The review goes through the secondary metabolites found in carnivorous plants, rather like an insect would. So it naturally starts with drawing food towards the plant.
How do you attract prey?
Hatcher and colleagues start by examining volatile organic compounds (VOCs). These are compounds that become gases at ambient temperature and are often used by plants to give them their perfume. The team found a lot of research on VOCs and plants use combinations of many of them to produce their own unique attractors. “Kreuzwieser et al. (2014) identified more than 60 different VOCs released by Dionaea muscipula (Venus flytrap),” write Hatcher and colleagues. “Their comparison of VOC concentrations before and after prey capture suggested that 20 compounds were directly related to prey attraction, through mimicry of fruit and flowering scents.”
There is far more to VOC production than stink and hope. Like a hunter selecting the right lure for his prey, N. rafflesiana produces different scents to attract different prey to its traps. Higher traps are more geared flying insects, while lower traps attract ants.
The complexity of VOCs means they could either have more than one function or else have been repurposed from other tasks to attraction. Hatcher and colleagues refer to research that shows some VOCs might stun insects, other scents can act as insecticides or help with digestion.
For pigmentation, the authors point out that red isn’t likely to be aimed at invertebrates, but they also have ultraviolet patterning. “Other functions for trap pigments have been suggested, such as photoprotection or light stress, as seen in Drosera rotundifolia and nutrient stress as observed in Dionaea muscipula and Drosera spathulata.
How do you capture prey?
Carnivorous plants produce plenty of tools to trap prey. Waxes are common in Nepenthes, while other plants like Drosera produce glues to stick to the prey. Roridula also has glue, but this produced in an entirely different way. The chemicals produced work to trap the prey, but they don’t work in isolation.
One of the more surprising features that Hatcher and colleagues note “Plumbagin is a secondary metabolite found in all genera of the Nepenthales and rarely outside this group of plants, though its specific function in carnivory in these species is yet to be fully determined.” The authors note that it is found on the rim of Nepenthes and may work with other features to have an anaesthetic effect on prey. Adding a drugging effect could help make the other features of a plant more deadly.”

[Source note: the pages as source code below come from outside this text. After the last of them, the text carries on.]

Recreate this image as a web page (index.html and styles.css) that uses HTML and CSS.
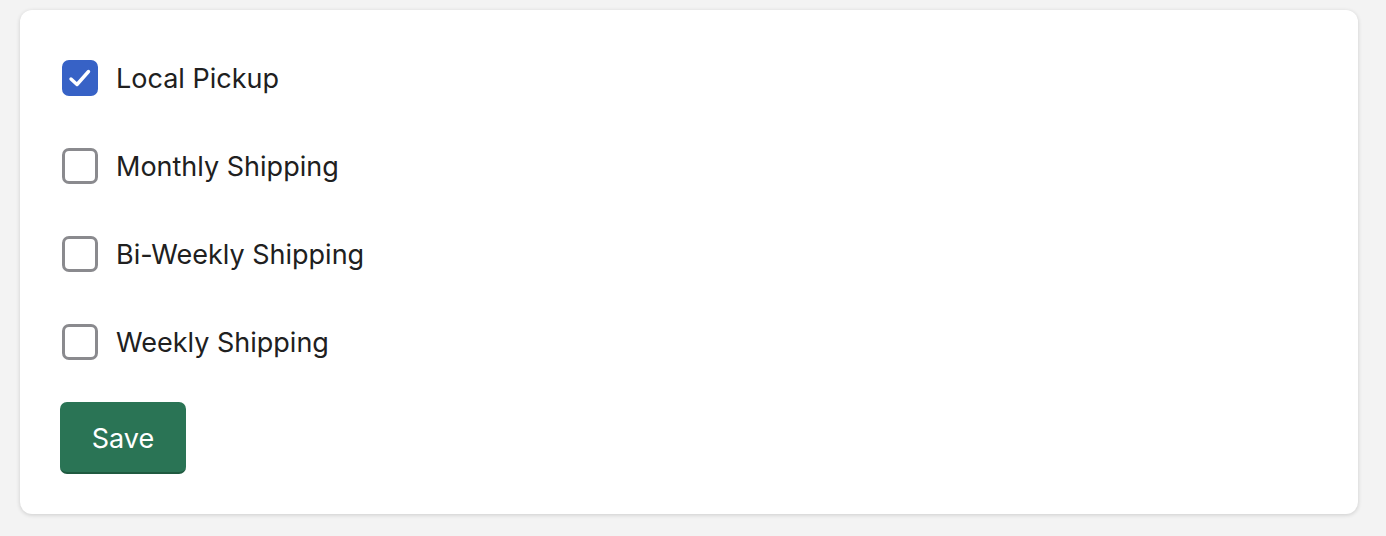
FILE: index.html
```html
<!DOCTYPE html>
<html>
<head>
<meta charset="utf-8">
<link rel="stylesheet" href="styles.css">
</head>
<body>
<div class="card">
  <div class="options">
    <label class="row"><span class="box checked"><svg viewBox="0 0 36 36" width="36" height="36"><path d="M9 19l6 5.5 11.5-13" fill="none" stroke="#fff" stroke-width="3.4" stroke-linecap="round" stroke-linejoin="round"/></svg></span><span class="label">Local Pickup</span></label>
    <label class="row"><span class="box"></span><span class="label">Monthly Shipping</span></label>
    <label class="row"><span class="box"></span><span class="label">Bi-Weekly Shipping</span></label>
    <label class="row"><span class="box"></span><span class="label">Weekly Shipping</span></label>
  </div>
  <button class="save">Save</button>
</div>
</body>
</html>
```
FILE: styles.css
```css
html, body { margin: 0; padding: 0; }
body {
  background: #f3f3f3;
  font-family: Inter, "Noto Sans", sans-serif;
  padding: 10px 28px 22px 20px;
}
.card {
  background: #fff;
  border-radius: 12px;
  box-shadow: 0 1px 4px rgba(0,0,0,0.16);
  padding: 50px 40px 40px 42px;
  display: flex;
  flex-direction: column;
  align-items: flex-start;
  gap: 42px;
}
.options {
  display: flex;
  flex-direction: column;
  gap: 52px;
}
.row {
  display: flex;
  align-items: center;
  height: 36px;
  gap: 18px;
}
.box {
  box-sizing: border-box;
  width: 36px;
  height: 36px;
  border: 3px solid #8a8a8e;
  border-radius: 7px;
  position: relative;
  flex: none;
}
.box.checked {
  background: #3762c6;
  border-color: #3762c6;
}
.box svg {
  position: absolute;
  left: -3px;
  top: -3px;
}
.label {
  font-size: 27px;
  color: #202020;
}
.save {
  margin-left: -2px;
  width: 126px;
  height: 72px;
  background: #2a7455;
  color: #fff;
  border: none;
  border-bottom: 2px solid #1f5a40;
  border-radius: 7px;
  font-family: Inter, "Noto Sans", sans-serif;
  font-size: 27px;
  padding: 2px 0 0;
}
```
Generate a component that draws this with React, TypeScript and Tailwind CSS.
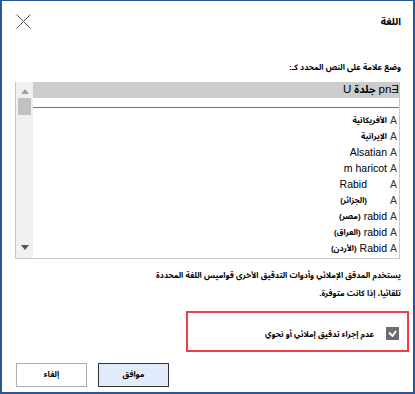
const rows = [
	{ ar: 'الأفريكانية', en: '', pad: false },
	{ ar: 'الإيرانية', en: '', pad: false },
	{ ar: '', en: 'Alsatian', pad: false },
	{ ar: '', en: 'm haricot', pad: false },
	{ ar: '', en: 'Rabid', pad: true },
	{ ar: '(الجزائر)', en: '', pad: true },
	{ ar: '(مصر)', en: 'rabid', pad: false },
	{ ar: '(العراق)', en: 'rabid', pad: false },
	{ ar: '(الأردن)', en: 'Rabid', pad: false },
];

function Ar({ children, className = '' }: { children: React.ReactNode; className?: string }) {
	return <span className={'text-[8px] font-bold ' + className}>{children}</span>;
}

function ListRow({ ar, en, pad }: { ar: string; en: string; pad: boolean }) {
	return (
		<div className="flex h-4 items-center justify-start pr-[2px]">
			<span className="w-[9px] text-[#333]">A</span>
			<span className={'flex items-center gap-[3px] ' + (pad ? 'pr-[21px]' : 'pr-[1px]')}>
				{en && <span>{en}</span>}
				{ar && <Ar>{ar}</Ar>}
			</span>
		</div>
	);
}

export default function App() {
	return (
		<div
			dir="rtl"
			className="h-[394px] w-[415px] border-t border-r-2 border-b-2 border-l-2 border-[#2b579a] bg-white font-['Liberation_Sans','Noto_Sans_Arabic_UI','Noto_Sans_Arabic','DejaVu_Sans_Condensed','DejaVu_Sans',sans-serif] text-[10.5px] text-black"
		>
			<div className="flex h-[38px] items-center justify-between pr-[12px] pl-[14px] pt-[2px]">
				<Ar className="text-[10px]">اللغة</Ar>
				<svg width="15" height="15" viewBox="0 0 15 15">
					<path d="M0.5 0.5 L14.5 14.5 M14.5 0.5 L0.5 14.5" stroke="#555" strokeWidth="1" />
				</svg>
			</div>

			<div className="px-[12px]">
				<div className="mt-[19px] h-[16px] leading-[16px]">
					<Ar>وضع علامة على النص المحدد كـ:</Ar>
				</div>

				<div className="mt-[8px] mr-[1px] ml-[1px] flex h-[177px] border-r border-b border-l border-[#c8c8c8]">
					<div className="flex flex-1 flex-col">
						<div className="flex h-4 items-center bg-[#cccccc]">
							<span dir="ltr" className="flex items-center text-[11.5px]">
								<span>U</span>
								<Ar className="mx-[3px] text-[10.5px]">جلدة</Ar>
								<span>pnƎ</span>
							</span>
						</div>
						<div className="mt-[9px] h-px bg-[#707070]" />
						<div className="mt-[5px] flex flex-col">
							{rows.map((r) => (
								<ListRow key={r.ar + r.en} ar={r.ar} en={r.en} pad={r.pad} />
							))}
						</div>
					</div>
					<div className="flex w-[17px] flex-col items-center bg-[#f0f0f0]">
						<svg width="8" height="5" viewBox="0 0 8 5" className="mt-[7px]">
							<path d="M0 5 L4 0 L8 5 Z" fill="#a0a0a0" />
						</svg>
						<div className="mt-[4px] h-[17px] w-[13px] bg-[#c1c1c1]" />
						<div className="flex-1" />
						<svg width="8" height="5" viewBox="0 0 8 5" className="mb-[8px]">
							<path d="M0 0 L8 0 L4 5 Z" fill="#555" />
						</svg>
					</div>
				</div>

				<p className="mt-[7px] w-[252px] leading-[17px]">
					<Ar>يستخدم المدقق الإملائي وأدوات التدقيق الأخرى قواميس اللغة المحددة تلقائيا، إذا كانت متوفرة.</Ar>
				</p>
			</div>

			<div className="mt-[9px] mr-[4px] flex h-[41px] w-[223px] items-start gap-[12px] border-2 border-[#ef3e4a] pt-[14px] pr-[8px]">
				<span className="flex h-[13px] w-[13px] items-center justify-center bg-[#6d6d6d]">
					<svg width="9" height="7" viewBox="0 0 9 7">
						<path d="M1 2.5 L4.5 6 L8 1" stroke="#fff" strokeWidth="1.8" fill="none" />
					</svg>
				</span>
				<span className="leading-[13px]">
					<Ar>عدم إجراء تدقيق إملائي أو نحوي</Ar>
				</span>
			</div>

			<div className="mt-[11px] flex gap-[11px] pr-[244px]">
				<button className="flex h-[24px] w-[71px] items-center justify-center border border-[#333] bg-[#e1ecfa]">
					<Ar>موافق</Ar>
				</button>
				<button className="flex h-[24px] w-[71px] items-center justify-center border border-[#adadad] bg-white">
					<Ar>إلغاء</Ar>
				</button>
			</div>
		</div>
	);
}
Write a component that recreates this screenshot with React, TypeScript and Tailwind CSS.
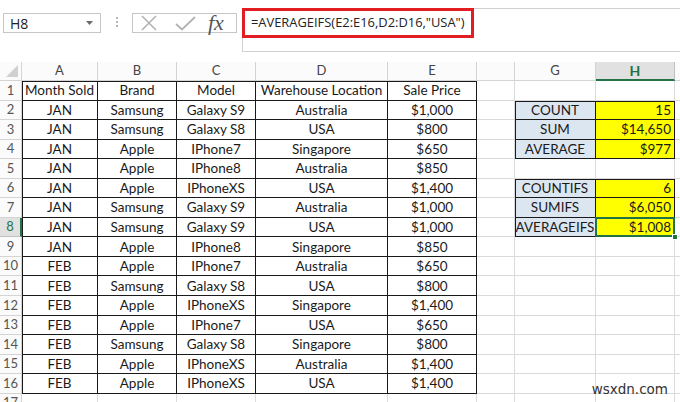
import React from "react";

const cols = ["A", "B", "C", "D", "E", "", "G", "H", ""];

const data: string[][] = [
  ["Month Sold", "Brand", "Model", "Warehouse Location", "Sale Price"],
  ["JAN", "Samsung", "Galaxy S9", "Australia", "$1,000"],
  ["JAN", "Samsung", "Galaxy S8", "USA", "$800"],
  ["JAN", "Apple", "IPhone7", "Singapore", "$650"],
  ["JAN", "Apple", "IPhone8", "Australia", "$850"],
  ["JAN", "Apple", "IPhoneXS", "USA", "$1,400"],
  ["JAN", "Samsung", "Galaxy S9", "Australia", "$1,000"],
  ["JAN", "Samsung", "Galaxy S9", "USA", "$1,000"],
  ["JAN", "Apple", "IPhone8", "Singapore", "$850"],
  ["FEB", "Apple", "IPhone7", "Australia", "$650"],
  ["FEB", "Samsung", "Galaxy S8", "USA", "$800"],
  ["FEB", "Apple", "IPhoneXS", "Singapore", "$1,400"],
  ["FEB", "Apple", "IPhone7", "USA", "$650"],
  ["FEB", "Samsung", "Galaxy S8", "Singapore", "$800"],
  ["FEB", "Apple", "IPhoneXS", "Australia", "$1,400"],
  ["FEB", "Apple", "IPhoneXS", "USA", "$1,400"],
];

const summary: Record<number, [string, string]> = {
  2: ["COUNT", "15"],
  3: ["SUM", "$14,650"],
  4: ["AVERAGE", "$977"],
  6: ["COUNTIFS", "6"],
  7: ["SUMIFS", "$6,050"],
  8: ["AVERAGEIFS", "$1,008"],
};

function Toolbar() {
  return (
    <div className="flex h-[52px] items-start">
      <div className="ml-[3px] mt-[13px] flex h-[20px] w-[98px] items-center justify-between border border-[#c6c6c6] pl-[6px] pr-[7px] text-[14px] text-[#222]">
        <span>H8</span>
        <svg width="7" height="4" viewBox="0 0 7 4">
          <path d="M0 0 L7 0 L3.5 4 Z" fill="#6b6b6b" />
        </svg>
      </div>
      <div className="flex w-[31px] flex-col items-center gap-[2px] pt-[17px]">
        <span className="h-[2px] w-[2px] bg-[#b5b5b5]" />
        <span className="h-[2px] w-[2px] bg-[#b5b5b5]" />
        <span className="h-[2px] w-[2px] bg-[#b5b5b5]" />
      </div>
      <div className="mt-[13px] flex h-[20px] w-[105px] items-center border border-[#c6c6c6]">
        <svg className="ml-[7px]" width="18" height="16" viewBox="0 0 18 16">
          <path d="M2 1 L16 15 M16 1 L2 15" stroke="#b3b3b3" strokeWidth="1.6" fill="none" />
        </svg>
        <svg className="ml-[17px]" width="21" height="15" viewBox="0 0 21 15">
          <path d="M1 8 L7 13.5 L20 1" stroke="#b3b3b3" strokeWidth="1.8" fill="none" />
        </svg>
        <span className="ml-[12px] font-['Liberation_Serif',serif] text-[22px] italic leading-none text-[#555]">
          fx
        </span>
      </div>
      <div className="relative ml-[5px] mt-[8px] h-[44px] flex-1 border-l border-t border-b border-[#d0d0d0]">
        <div className="absolute -left-[1px] -top-[1px] flex h-[30px] w-[232px] items-center border-[3px] border-[#e21c23] pl-[6px] text-[12.9px] text-[#222]">
          =AVERAGEIFS(E2:E16,D2:D16,"USA")
        </div>
      </div>
    </div>
  );
}

export default function App() {
  const widths = [22, 76, 79, 79, 132, 89, 38, 81, 79, 20];
  const rowH = "h-[19.56px]";
  return (
    <div className="relative h-[402px] w-[680px] overflow-hidden bg-white font-['Open_Sans',sans-serif]">
      <Toolbar />
      <div className="h-[10px]" />
      {/* Column headers */}
      <div className="flex h-[19px] font-['Lato',sans-serif]">
        <div
          className="relative shrink-0 border-r border-b border-[#d4d4d4] bg-[#fbfbfb]"
          style={{ width: widths[0] }}
        >
          <svg className="absolute bottom-[3px] right-[3px]" width="12" height="12" viewBox="0 0 12 12">
            <path d="M12 0 L12 12 L0 12 Z" fill="#d0d0d0" />
          </svg>
        </div>
        {cols.map((c, i) =>
          c === "H" ? (
            <div
              key={i}
              className="flex shrink-0 items-center justify-center border-r border-[#c0c0c0] border-b-2 border-b-[#217346] bg-[#e1e1e1] text-[14px] font-bold text-[#217346]"
              style={{ width: widths[i + 1] }}
            >
              {c}
            </div>
          ) : (
            <div
              key={i}
              className="flex shrink-0 items-center justify-center border-r border-b border-[#d4d4d4] bg-[#fbfbfb] text-[13px] text-[#444]"
              style={{ width: widths[i + 1] }}
            >
              {c}
            </div>
          )
        )}
      </div>
      {/* Rows */}
      <div className="font-['Lato',sans-serif] text-[13.5px] text-[#1a1a1a]">
        {Array.from({ length: 17 }, (_, r) => {
          const rowNum = r + 1;
          const row = data[r];
          const sum = summary[rowNum];
          const selRow = rowNum === 8;
          return (
            <div key={rowNum} className={`flex ${rowH}`}>
              <div
                className={
                  selRow
                    ? "flex shrink-0 items-center justify-center border-b border-[#c0c0c0] border-r-2 border-r-[#217346] bg-[#e1e1e1] text-[13px] text-[#217346]"
                    : "flex shrink-0 items-center justify-center border-r border-b border-[#d4d4d4] bg-[#fbfbfb] text-[13px] text-[#555]"
                }
                style={{ width: widths[0] }}
              >
                {rowNum}
              </div>
              {[0, 1, 2, 3, 4].map((ci) => {
                const inTable = rowNum <= 16;
                const cls = inTable
                  ? `border-r border-b border-[#1a1a1a] ${ci === 0 && rowNum === 1 ? "shadow-[inset_1px_1px_0_#1a1a1a]" : ci === 0 ? "shadow-[inset_1px_0_0_#1a1a1a]" : rowNum === 1 ? "shadow-[inset_0_1px_0_#1a1a1a]" : ""}`
                  : "border-r border-b border-[#dadada]";
                return (
                  <div
                    key={ci}
                    className={`flex shrink-0 items-center justify-center overflow-hidden whitespace-nowrap ${cls}`}
                    style={{ width: widths[ci + 1] }}
                  >
                    {row ? row[ci] : ""}
                  </div>
                );
              })}
              {/* F */}
              <div className="shrink-0 border-r border-b border-[#dadada]" style={{ width: widths[6] }} />
              {/* G */}
              {sum ? (
                <div
                  className={`flex shrink-0 items-center justify-center whitespace-nowrap border-r border-b border-[#1a1a1a] bg-[#dce6f1] ${rowNum === 2 || rowNum === 6 ? "shadow-[inset_1px_1px_0_#1a1a1a]" : "shadow-[inset_1px_0_0_#1a1a1a]"}`}
                  style={{ width: widths[7] }}
                >
                  {sum[0]}
                </div>
              ) : (
                <div className="shrink-0 border-r border-b border-[#dadada]" style={{ width: widths[7] }} />
              )}
              {/* H */}
              {sum ? (
                <div
                  className={`relative flex shrink-0 items-center justify-end whitespace-nowrap border-r border-b border-[#1a1a1a] bg-[#ffff00] pr-[3px] ${rowNum === 2 || rowNum === 6 ? "shadow-[inset_0_1px_0_#1a1a1a]" : ""}`}
                  style={{ width: widths[8] }}
                >
                  {sum[1]}
                  {selRow && (
                    <>
                      <div className="pointer-events-none absolute -left-[1px] -top-[1px] -right-[1px] -bottom-[1px] border-2 border-[#217346]" />
                      <div className="absolute -bottom-[4px] -right-[4px] h-[6px] w-[6px] border border-white bg-[#217346]" />
                    </>
                  )}
                </div>
              ) : (
                <div className="shrink-0 border-r border-b border-[#dadada]" style={{ width: widths[8] }} />
              )}
              {/* I */}
              <div className="shrink-0 border-r border-b border-[#dadada]" style={{ width: widths[9] }} />
            </div>
          );
        })}
      </div>
      <div className="absolute bottom-[6px] right-[12px] font-['DejaVu_Sans',sans-serif] text-[13.5px] leading-none text-[#333]">
        wsxdn.com
      </div>
    </div>
  );
}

Once prey is caught, other metabolites signal that digestion must start. Jasmonates are a common chemical used in defensive systems, and also common for signalling in carnivorous plants. It’s jasmonates that trigger a response on Drosera telling the plant where to bend its leaf to surround its prey.
How do you digest prey?
Hatcher and colleagues start the coverage of digestion metabolites by discussing how jasmonates trigger the production of digestive enzymes. While the enzymes help draw nutrients in, there is also a danger that digestion could also provide access to pathogens.
The authors highlight the importance of naphthoquinones and phenolics. “In non-carnivorous plant species these secondary metabolites act as antibacterial protection against pathogenic attack on plant tissue. In carnivorous plants they appear to have been co-opted to preserve and aid in the digestion of prey by preventing decay from bacteria as well as functioning to protect the plant tissue during the process of prey breakdown.”
Hatcher and colleagues say that plumbagin, as found on the rims of the pitcher plants, is found in every genus of the Nepenthales, regardless of whether the plant has a pitcher trap or not. They argue that in digestion plumbagin protects the plant from pathogens. “If plumbagin and its isomers are critical in protecting the plant during digestion or enhancing prey digestion, it would explain why these compounds have persisted regardless of trap morphology.”
Secondary metabolites as a tool for taxonomy
While Hatcher and colleagues have identified many different metabolites, there are also some shared chemicals between differing species. Development of different secondary metabolites could lead to speciation as plants develop new tools to attract and deal with prey. But also examining the metabolites species share can help reveal evolutionary relationships between plants.
“We hypothesize that metabolite diversity provided a mechanism for the evolution of carnivory in plants,” the authors conclude, “and that this continued diversity facilitates rapid evolution into new environments. Due to the multiple times carnivory has independently evolved and the general restriction of carnivorous plants to high-stress environments, these plants are an ideal system to investigate whether metabolic diversity may have been or is a way for novel traits to evolve and be maintained.”